The Maternity Allowances Bill, which was considered in the House of Commons last week, provides an example. For if we in Parliament get this wrong, how can we
expect others to get it right?

Sadly, however, those who drafted the Bill made a significant error by attempting to replace the words motherhood and woman with ‘gender neutral’ language. Is it now considered embarrassing to be described as ‘a woman’ and to admit to being ‘a mother’? Are we now assuming that the concepts of ‘motherhood’ and ‘womanhood’ are so radical that they must be censored?

This otherwise laudable Bill will, in effect, extinguish the ordained particularity of human types. I do not know whether that is as a result of artlessness or heartlessness, but whichever, it anonymises and dehumanises. Which is why, in solidarity with every woman and mother in South Holland and The Deepings and beyond, I tabled amendments designed to rectify this dangerous error.

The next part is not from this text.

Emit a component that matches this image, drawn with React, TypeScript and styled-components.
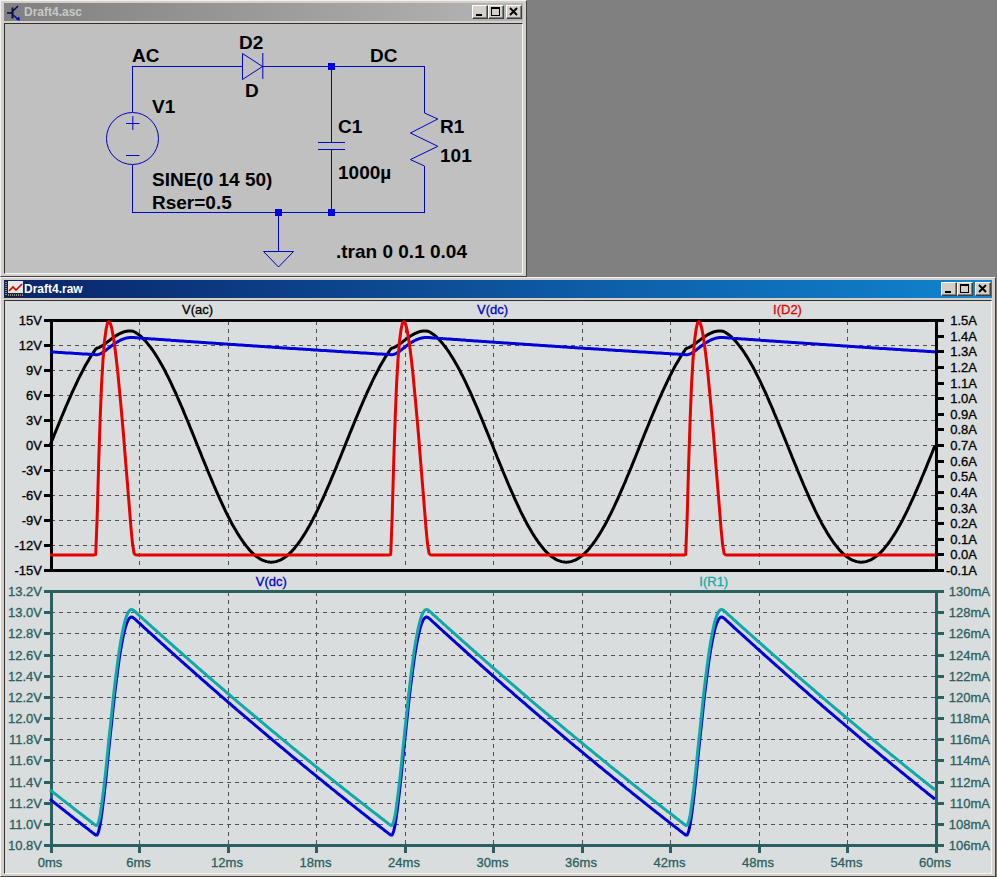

As George Orwell grasped, when extremists define what words we use, soon after, only those words become permissible. In his novel “Nineteen Eighty-Four”, protagonist Syme explains the objective of Newspeak:

“Don’t you see that the whole aim of Newspeak is to narrow the range of thought? In the end we shall make thought-crime literally
impossible, because there will be no words in which to express it.”

Words matter; for it is through language that we understand, express, consider, challenge and articulate.

Through language, we breathe life into sentiment.

We must be permitted to think and speak freely. English having the richest vocabulary of any language in the world, it should not be truncated or distorted by those who fear free thought and favour spiteful ‘political correctness’. Ironically, the institutions in which ideas should flourish are often stifling free speech.

Just last week a student at Kings College London told me that anyone there refusing to conform to a narrow range of left wing views is ostracised.

Thankfully, in the wake of work by the Common Sense Group of Conservative MPs, which I chair, Government ministers are now taking the threat to freedom of speech seriously.

Changes to the law will ensure that universities, are obliged to promote free speech, with the appointment of a ‘Free Speech Champion’ – given powers to impose fines on student
unions that restrict speech unlawfully and to order redress if individuals have been dismissed or demoted for their views.

Meanwhile, the Maternity Allowances Bill is an important step, on a long journey, to affirm the role of women in public life and the role they play in families and wider society.

So, let us be unafraid to speak proudly and freely of motherhood, in the Mother of Parliaments and in every corner of our Kingdom.